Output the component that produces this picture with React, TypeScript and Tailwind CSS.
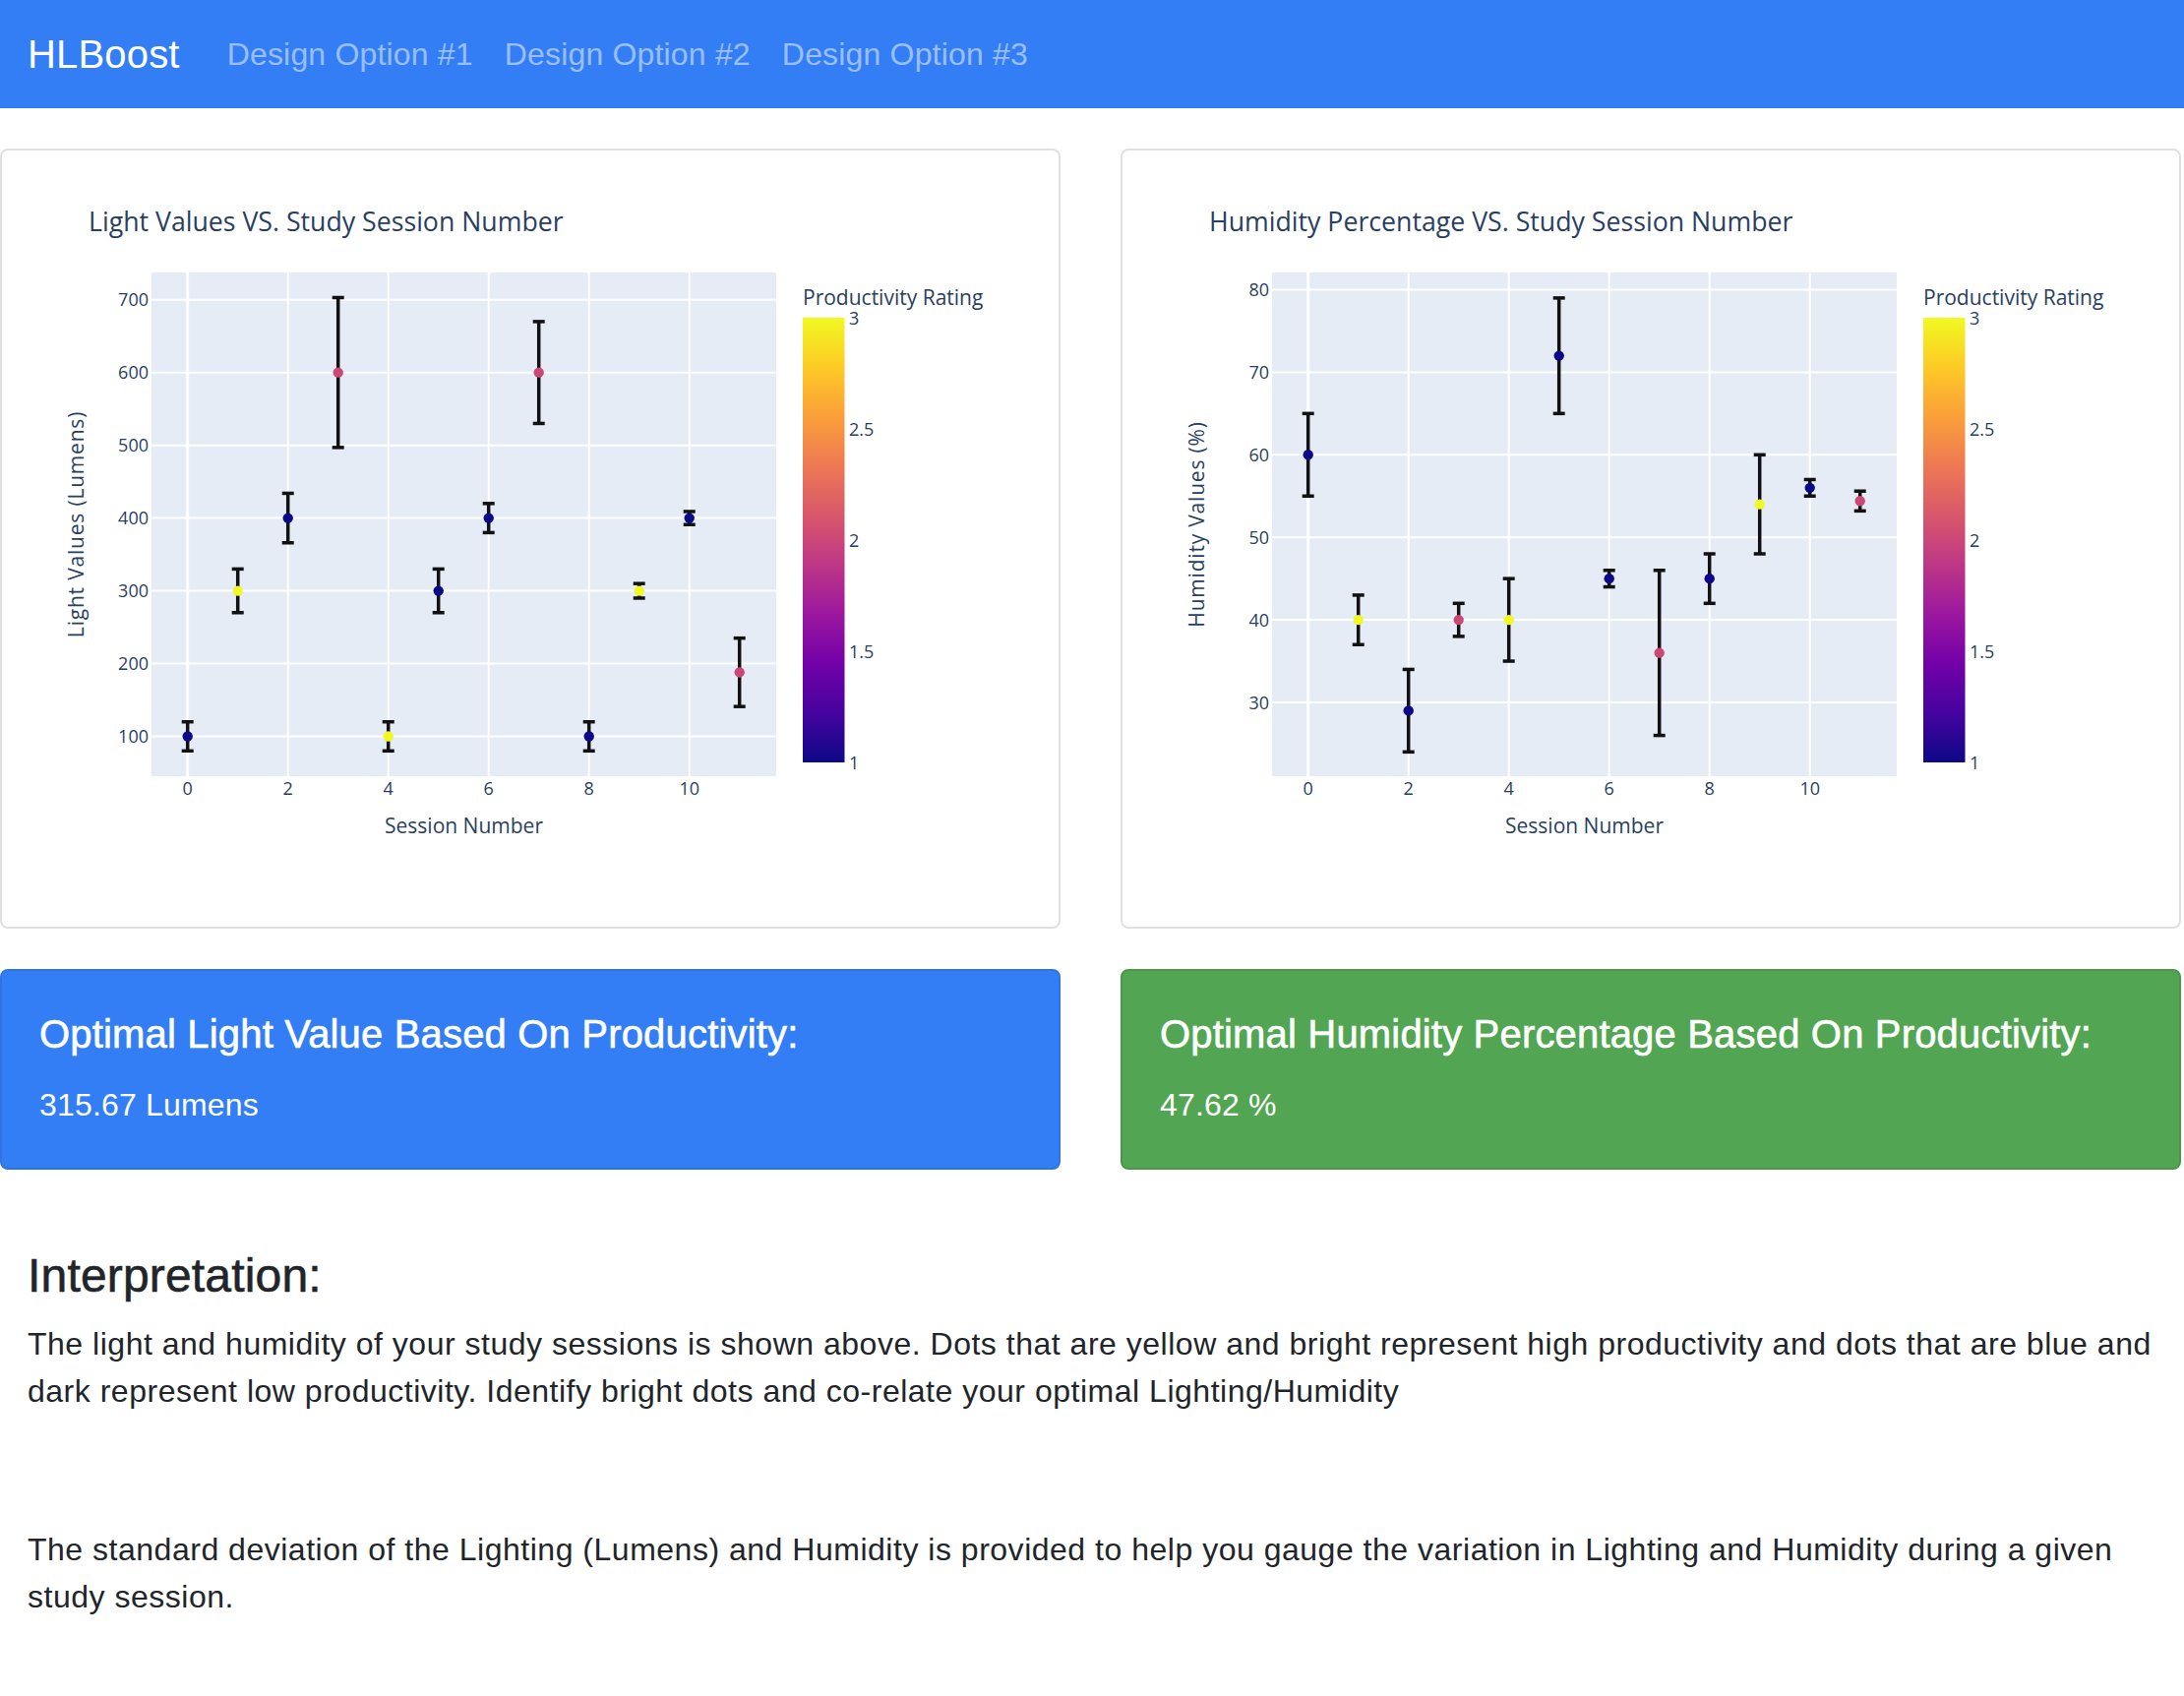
# # # #
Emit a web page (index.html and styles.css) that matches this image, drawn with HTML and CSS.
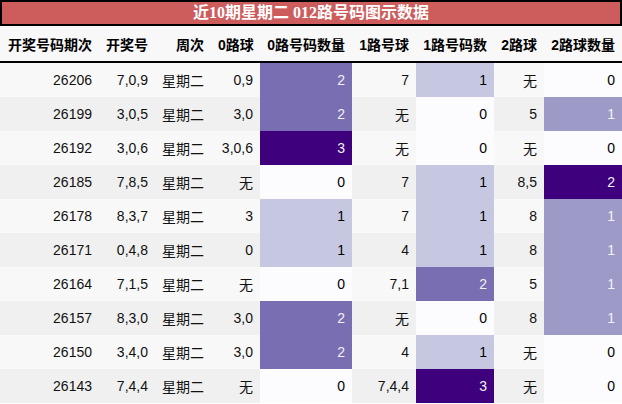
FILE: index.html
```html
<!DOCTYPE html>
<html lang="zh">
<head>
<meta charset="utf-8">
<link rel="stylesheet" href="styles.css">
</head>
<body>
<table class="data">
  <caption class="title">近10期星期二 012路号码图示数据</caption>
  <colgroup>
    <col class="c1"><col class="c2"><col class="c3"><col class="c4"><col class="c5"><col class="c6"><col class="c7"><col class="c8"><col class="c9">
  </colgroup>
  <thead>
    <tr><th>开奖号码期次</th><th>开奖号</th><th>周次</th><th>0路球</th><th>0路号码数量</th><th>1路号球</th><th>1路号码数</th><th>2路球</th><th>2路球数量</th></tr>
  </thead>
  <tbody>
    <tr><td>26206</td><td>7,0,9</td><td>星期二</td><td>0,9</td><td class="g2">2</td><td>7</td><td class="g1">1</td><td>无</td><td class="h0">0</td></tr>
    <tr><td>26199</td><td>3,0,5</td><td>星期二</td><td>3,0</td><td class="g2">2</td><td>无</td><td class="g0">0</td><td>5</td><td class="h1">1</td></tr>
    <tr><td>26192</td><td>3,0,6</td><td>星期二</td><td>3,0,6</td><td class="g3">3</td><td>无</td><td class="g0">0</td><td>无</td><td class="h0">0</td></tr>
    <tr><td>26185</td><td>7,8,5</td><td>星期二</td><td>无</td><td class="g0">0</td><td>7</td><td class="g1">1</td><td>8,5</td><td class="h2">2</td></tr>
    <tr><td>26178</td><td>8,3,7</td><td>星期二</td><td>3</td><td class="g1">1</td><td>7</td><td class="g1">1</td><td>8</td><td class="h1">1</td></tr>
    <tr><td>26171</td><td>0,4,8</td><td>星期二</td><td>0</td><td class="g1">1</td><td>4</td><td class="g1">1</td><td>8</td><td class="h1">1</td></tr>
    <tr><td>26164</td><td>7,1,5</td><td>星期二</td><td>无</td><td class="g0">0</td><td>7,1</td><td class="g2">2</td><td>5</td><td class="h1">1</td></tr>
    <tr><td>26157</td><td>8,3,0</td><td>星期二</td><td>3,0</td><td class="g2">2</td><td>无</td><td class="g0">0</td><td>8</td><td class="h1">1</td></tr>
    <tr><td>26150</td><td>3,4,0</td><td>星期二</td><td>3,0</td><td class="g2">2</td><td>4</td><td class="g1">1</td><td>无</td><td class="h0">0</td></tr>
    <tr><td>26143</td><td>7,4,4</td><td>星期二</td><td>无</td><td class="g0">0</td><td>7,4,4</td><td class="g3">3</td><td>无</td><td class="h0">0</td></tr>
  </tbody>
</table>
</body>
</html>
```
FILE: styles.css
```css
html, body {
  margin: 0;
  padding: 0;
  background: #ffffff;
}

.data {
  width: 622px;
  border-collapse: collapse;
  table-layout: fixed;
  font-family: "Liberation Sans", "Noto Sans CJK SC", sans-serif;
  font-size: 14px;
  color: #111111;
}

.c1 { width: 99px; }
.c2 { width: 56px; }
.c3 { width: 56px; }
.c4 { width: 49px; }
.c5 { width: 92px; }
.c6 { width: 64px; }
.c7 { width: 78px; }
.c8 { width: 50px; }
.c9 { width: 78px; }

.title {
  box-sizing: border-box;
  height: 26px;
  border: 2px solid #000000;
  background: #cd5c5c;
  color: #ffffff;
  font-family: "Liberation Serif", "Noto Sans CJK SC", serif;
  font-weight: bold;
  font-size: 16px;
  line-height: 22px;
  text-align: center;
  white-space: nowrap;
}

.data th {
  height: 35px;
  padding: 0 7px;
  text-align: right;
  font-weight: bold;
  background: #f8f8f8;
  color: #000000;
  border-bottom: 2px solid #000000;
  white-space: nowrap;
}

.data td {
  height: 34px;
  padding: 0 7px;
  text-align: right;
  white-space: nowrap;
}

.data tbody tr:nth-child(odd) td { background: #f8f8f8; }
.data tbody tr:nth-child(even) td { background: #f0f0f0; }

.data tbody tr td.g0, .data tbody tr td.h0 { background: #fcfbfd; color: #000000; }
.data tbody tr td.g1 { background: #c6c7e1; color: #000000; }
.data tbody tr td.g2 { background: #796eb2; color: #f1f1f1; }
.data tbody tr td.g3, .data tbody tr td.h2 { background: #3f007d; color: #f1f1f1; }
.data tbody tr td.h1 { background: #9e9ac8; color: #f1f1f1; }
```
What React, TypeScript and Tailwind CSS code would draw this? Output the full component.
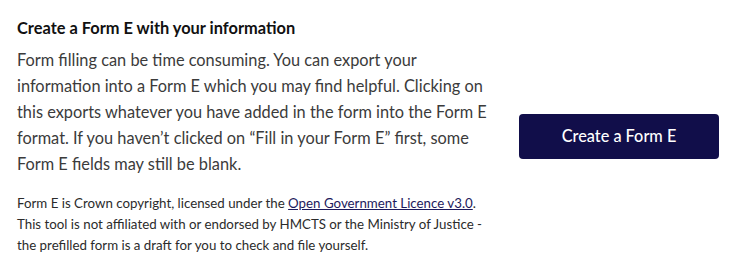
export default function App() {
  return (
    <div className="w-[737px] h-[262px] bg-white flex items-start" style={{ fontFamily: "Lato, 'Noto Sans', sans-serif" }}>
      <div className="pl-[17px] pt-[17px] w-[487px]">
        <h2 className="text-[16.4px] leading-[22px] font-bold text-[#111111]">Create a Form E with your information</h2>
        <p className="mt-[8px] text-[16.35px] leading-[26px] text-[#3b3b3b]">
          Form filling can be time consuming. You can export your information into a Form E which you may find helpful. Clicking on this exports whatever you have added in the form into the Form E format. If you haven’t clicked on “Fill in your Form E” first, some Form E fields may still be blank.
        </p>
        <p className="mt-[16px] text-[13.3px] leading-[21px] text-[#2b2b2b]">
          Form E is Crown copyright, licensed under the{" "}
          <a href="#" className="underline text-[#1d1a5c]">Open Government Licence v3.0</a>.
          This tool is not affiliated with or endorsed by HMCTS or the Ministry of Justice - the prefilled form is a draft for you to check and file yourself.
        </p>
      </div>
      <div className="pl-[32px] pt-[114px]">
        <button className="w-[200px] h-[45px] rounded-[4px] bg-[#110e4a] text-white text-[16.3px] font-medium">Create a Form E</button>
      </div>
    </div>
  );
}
# # # #
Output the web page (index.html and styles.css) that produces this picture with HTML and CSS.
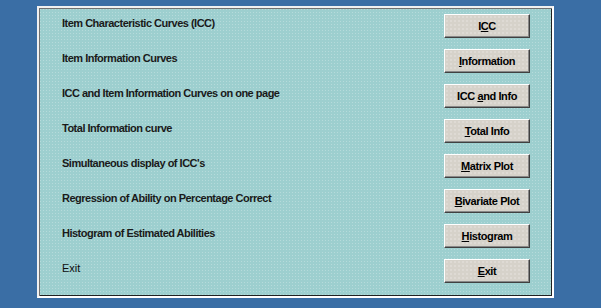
# # # #
Exercise objective: In the lines above, find each one with "component" and list it.

Response for this exercise:
Output the component that produces this picture with React, TypeScript and Tailwind CSS.
What React, TypeScript and Tailwind CSS code would draw this? Output the full component.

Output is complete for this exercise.